Crude prices gained ahead of the release of the latest weekly U.S. crude inventory figures.

The day range on Brent is US$121.44 to US$120.45. The range on West Texas Intermediate is US$119.30 to US$120.45.

Later Wednesday morning, the U.S. Energy Information Administration will release its latest weekly report on crude stocks. Analysts polled by Reuters are expected to see another decline inventories, although industry figures earlier in the week suggested an increase. Gasoline and Distillates stocks are seen rising.

“The oil market is expected to remain tight as the supply side will continue to tell a story of low inventories,” OANDA senior analyst Ed Moya said in a note. “Crude oil inventories will likely post more draws as driving season and vacationing heats up. "

In other commodities, gold prices were down in early going on a bounce in U.S. Treasury yields and the U.S. dollar.

Spot gold was down 0.3 per cent at US$1,847 per ounce by early Wednesday morning, while U.S. gold futures fell 0.1 per cent to US$1,850.20.

“Gold is likely to consolidate around the US$1840-US$1870 level leading up to Friday’s [U.S.] inflation report,” Mr. Moya said.

Currencies

The Canadian dollar was weaker in early going while the euro hit its best level in seven years against the yen ahead of this week’s ECB policy decision.

The day range on the loonie is 79.62 US cents to 79.84 US cents.

There were no major Canadian economic releases on Wednesday’s calendar.

On world markets, the yen, which has fallen for 10 sessions against the euro, hit a seven-year low of 142.84 per euro in early European trading, according to figures from Reuters. The ECB policy announcement is due Thursday morning.

The euro, meanwhile, fell 0.1 per cent against a broadly stronger dollar to US$1.06885.

Britain’s pound fell 0.2 per cent against the greenback to US$1.2566.

The Australian and New Zealand dollars were both weaker, falling 0.35 per cent and 0.55 per cent against the U.S. dollar, respectively, according to Reuters.

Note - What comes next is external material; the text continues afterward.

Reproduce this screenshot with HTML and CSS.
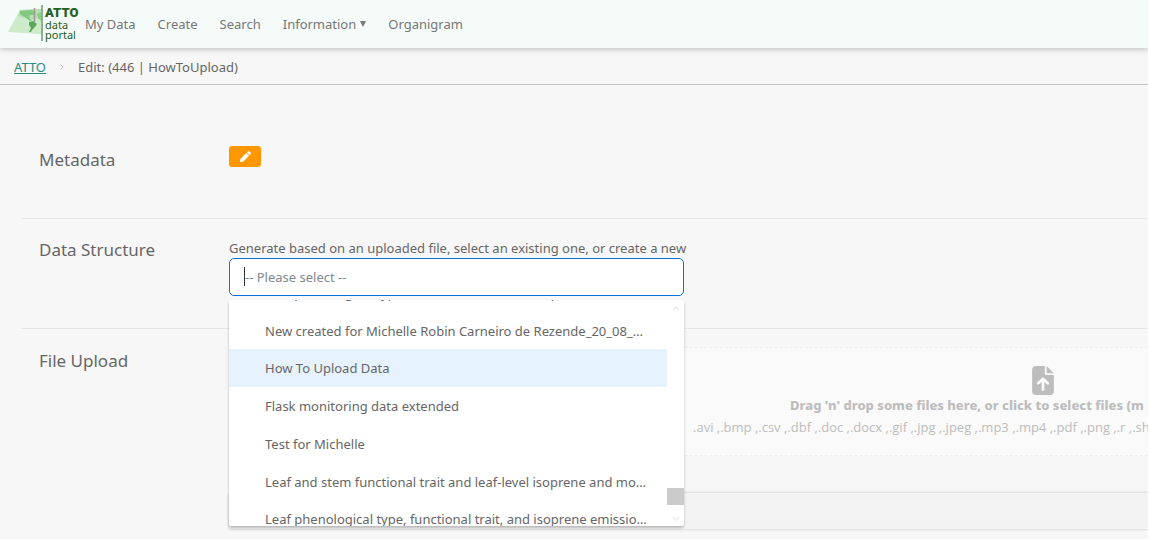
FILE: index.html
```html
<!DOCTYPE html>
<html lang="en">
<head>
<meta charset="utf-8">
<title>ATTO data portal - Edit</title>
<link rel="stylesheet" href="styles.css">
</head>
<body>
<div class="page">
  <header class="navbar">
    <a class="brand" href="#" aria-label="ATTO data portal">
      <svg class="brand-map" viewBox="0 0 36 38" aria-hidden="true">
        <path d="M12 5 33 4V29L0 27Z" fill="#cdebca"/>
        <path d="M12 5 33 4V12L24 15 10 11Z" fill="#b5dfb2"/>
        <path d="M12 6 24 5 28 8 25 10 22 10 21 13 24 15 22 16 18 13 12 9Z" fill="#84c880"/>
        <path d="M21 17 25 16 29 19 27 22 24 25 23 27 21 27 23 23 21 20Z" fill="#5aa85a"/>
        <path d="M29 9 33 7V16L30 13Z" fill="#8ccd88"/>
        <path d="M26.500 3V17" stroke="#a79598" stroke-width="1.500"/>
        <path d="M34 0V36" stroke="#6b9a6e" stroke-width="1.500"/>
      </svg>
      <span class="brand-text"><strong>ATTO</strong><span>data</span><span>portal</span></span>
    </a>
    <nav class="menu">
      <a href="#">My Data</a>
      <a href="#">Create</a>
      <a href="#">Search</a>
      <a href="#">Information<svg class="caret" viewBox="0 0 6 6" aria-hidden="true"><path d="M0 0H6L3 6Z" fill="currentColor"/></svg></a>
      <a href="#">Organigram</a>
    </nav>
  </header>
  <nav class="breadcrumb" aria-label="Breadcrumb">
    <a href="#">ATTO</a>
    <svg class="chevron" viewBox="0 0 4 6" aria-hidden="true"><path d="M.5.5 3 3 .5 5.500" fill="none" stroke="#c5c5c5"/></svg>
    <span>Edit: (446 | HowToUpload)</span>
  </nav>
  <main class="content">
    <section class="row">
      <h2>Metadata</h2>
      <div class="field">
        <button class="edit" type="button" aria-label="Edit metadata">
          <svg viewBox="0 0 512 512" aria-hidden="true"><path fill="#fff" d="M290 93 419 222 143 498 28 511C12 512-1 499 1 484L14 369ZM493 75 437 19C419 1 389 1 371 19L313 70 442 199 493 141C512 123 512 93 493 75Z"/></svg>
        </button>
      </div>
    </section>
    <section class="row">
      <h2>Data Structure</h2>
      <div class="field select-field">
        <label for="structure">Generate based on an uploaded file, select an existing one, or create a new</label>
        <div class="combo">
          <input id="structure" type="text" placeholder="-- Please select --">
          <span class="text-cursor"></span>
          <div class="dropdown">
            <ul class="options">
              <li>Leaf phenological type, functional trait, and isoprene emission capacity</li>
              <li>New created for Michelle Robin Carneiro de Rezende_20_08_2024</li>
              <li class="active">How To Upload Data</li>
              <li>Flask monitoring data extended</li>
              <li>Test for Michelle</li>
              <li>Leaf and stem functional trait and leaf-level isoprene and monoterpene</li>
              <li>Leaf phenological type, functional trait, and isoprene emission capacity</li>
            </ul>
            <div class="scrollbar">
              <svg viewBox="0 0 8 5" aria-hidden="true"><path d="M1 4 4 1 7 4" fill="none" stroke="#f0f0f0" stroke-width="2"/></svg>
              <span class="thumb"></span>
              <svg viewBox="0 0 8 5" aria-hidden="true"><path d="M1 1 4 4 7 1" fill="none" stroke="#f0f0f0" stroke-width="2"/></svg>
            </div>
          </div>
        </div>
      </div>
    </section>
    <section class="row upload-row">
      <h2>File Upload</h2>
      <div class="upload">
        <div class="dropzone">
          <svg class="file-icon" viewBox="0 0 384 512" aria-hidden="true"><path fill="#bdbdbd" d="M224 136V0H64C29 0 0 29 0 64V448C0 483 29 512 64 512H320C355 512 384 483 384 448V160H248C235 160 224 149 224 136Z"/><path fill="#bdbdbd" d="M256 0V128H384Z"/><path d="M108 304 192 226 276 304M192 235V416" fill="none" stroke="#fafafa" stroke-width="48" stroke-linecap="round"/></svg>
          <strong>Drag 'n' drop some files here, or click to select files (m</strong>
          <span>.avi ,.bmp ,.csv ,.dbf ,.doc ,.docx ,.gif ,.jpg ,.jpeg ,.mp3 ,.mp4 ,.pdf ,.png ,.r ,.sh</span>
        </div>
        <div class="file-list"></div>
      </div>
    </section>
  </main>
</div>
</body>
</html>
```
FILE: styles.css
```css
* { box-sizing: border-box; }
body {
  margin: 0;
  padding: 0 2px 2px 0;
  min-height: 100vh;
  display: flex;
  background: #fff;
  color: #666;
  font: 13px/20px "Noto Sans", "Open Sans", sans-serif;
}
.page { flex: 1; min-width: 0; background: #f7f7f7; overflow: hidden; }
.navbar {
  position: relative;
  display: flex;
  align-items: center;
  height: 48px;
  padding-left: 8px;
  background: #f5fbf9;
  box-shadow: 0 1px 6px rgba(0, 0, 0, .25);
}
.brand { display: flex; gap: 1px; margin-right: 7px; color: #24601f; text-decoration: none; }
.brand-map { width: 36px; height: 38px; }
.brand-text { display: flex; flex-direction: column; width: 33px; font: 11px/10px "Noto Sans", sans-serif; }
.brand-text strong { font: 900 13px/15px Roboto, "Open Sans", sans-serif; }
.menu { display: flex; gap: 22px; }
.menu a { color: #777; text-decoration: none; }
.caret { width: 6px; height: 6px; margin-left: 4px; vertical-align: 2px; }
.breadcrumb {
  display: flex;
  align-items: center;
  height: 37px;
  padding: 2px 0 0 14px;
  border-bottom: 1px solid #c4c4c4;
}
.breadcrumb a { color: #2c8c7c; }
.chevron { width: 4px; height: 6px; margin: 0 14px; }
.content { padding: 43px 0 0 21px; }
.row { display: flex; align-items: flex-start; height: 110px; padding: 18px 0 0 18px; border-top: 1px solid #e5e5e5; }
.row:first-child { height: 90px; padding-top: 17px; border-top-color: transparent; }
h2 { flex: none; width: 190px; margin: 0; font-size: 17px; line-height: 26px; font-weight: 400; }
.row:first-child h2, .upload-row h2 { line-height: 28px; }
.edit {
  display: flex;
  align-items: center;
  justify-content: center;
  width: 32px;
  height: 21px;
  padding: 0;
  border: 0;
  border-radius: 3px;
  background: #ff9800;
}
.edit svg { width: 11px; height: 11px; }
.select-field { width: 455px; }
.select-field label { display: block; height: 21px; line-height: 22px; white-space: nowrap; }
.combo { position: relative; }
.combo input {
  display: block;
  width: 100%;
  height: 38px;
  padding: 0 15px;
  border: 1px solid #0d6fdc;
  border-radius: 5px;
  background: #fff;
  color: #666;
  font: inherit;
}
.combo input::placeholder { color: #808890; opacity: 1; }
.text-cursor { position: absolute; left: 15px; top: 9px; width: 1px; height: 19px; background: #333; }
.dropdown {
  position: absolute;
  z-index: 2;
  top: 42px;
  left: 0;
  right: 0;
  display: flex;
  height: 226px;
  overflow: hidden;
  border-radius: 3px;
  background: #fff;
}
.combo::after {
  content: "";
  position: absolute;
  z-index: 1;
  top: 42px;
  left: 0;
  right: 0;
  height: 226px;
  border-radius: 3px;
  box-shadow: 0 2px 3px rgba(0, 0, 0, .25);
}
.options {
  flex: 1;
  min-width: 0;
  display: grid;
  grid-auto-rows: 1fr;
  height: 264px;
  margin: -26px 0 0;
  padding: 0;
  list-style: none;
}
.options li {
  padding: 0 20px 0 36px;
  line-height: 38px;
  overflow: hidden;
  text-overflow: ellipsis;
  white-space: nowrap;
}
.options .active { background: #e6f2fe; }
.scrollbar { display: flex; flex-direction: column; align-items: center; width: 17px; padding: 6px 0 5px; }
.scrollbar svg { width: 8px; height: 5px; }
.thumb { width: 17px; height: 17px; margin: auto 0 11px; background: #cbcbcb; }
.upload-row { height: auto; padding-right: 0; }
.upload { flex: 1; min-width: 0; }
.dropzone {
  display: flex;
  flex-direction: column;
  height: 109px;
  padding: 18px 0 0 463px;
  overflow: hidden;
  border: 1px dashed #eee;
  border-right: 0;
  background: #fafafa;
  color: #bdbdbd;
  font-family: "Open Sans", "Noto Sans", sans-serif;
  line-height: 22px;
  white-space: nowrap;
}
.dropzone strong { margin-left: 97px; font-family: "Noto Sans", sans-serif; font-weight: 800; line-height: 21px; }
.file-icon { width: 22px; height: 29px; margin-left: 339px; }
.file-list { height: 36px; margin-top: 37px; background: #f3f3f3; box-shadow: 0 0 3px rgba(0, 0, 0, .2); }
```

In bonds, the yield on the benchmark U.S. 10-year note was up at 3.009 per cent in the predawn period.

More company news

Credit Suisse warned on Wednesday of a likely second-quarter loss as volatility hit its investment bank, the third quarter in a row for which Switzerland’s second-largest bank has issued a profit warning. Announcing its third consecutive quarterly profit warning, the lender said it now aims to bring cost savings forward, speeding up measures introduced as part of its reorganization in November targeting 1.0 billion-1.5 billion Swiss francs (US$1.03 billion-US$1.54 billion) in structural cost savings annually by 2024.

Campbell Soup Co raised its annual core sales forecast, encouraged by easing supply chain snarls and robust demand for its broths and sauces. The company said it expects fiscal year 2022 organic net sales to rise between 1% and 2%, compared with its prior estimate of a 1% decline to a 1% rise.

Spirit Airlines Inc said it has delayed to June 30 a shareholder meeting to vote on its proposed merger agreement with Frontier Group Holdings Inc. The change comes two days after JetBlue Airways Corp improved its buyout offer for Spirit to include a higher reverse break-up fee that would be payable in case the deal falls through due to antitrust reasons. Spirit, which had rejected JetBlue’s previous offer in May, said earlier this week it would review the improved proposal.

Economic news

Japan GDP, current account surplus and bank lending

Euro zone GDP

Germany industrial production

(10 a.m. ET) U.S. wholesale inventories for April.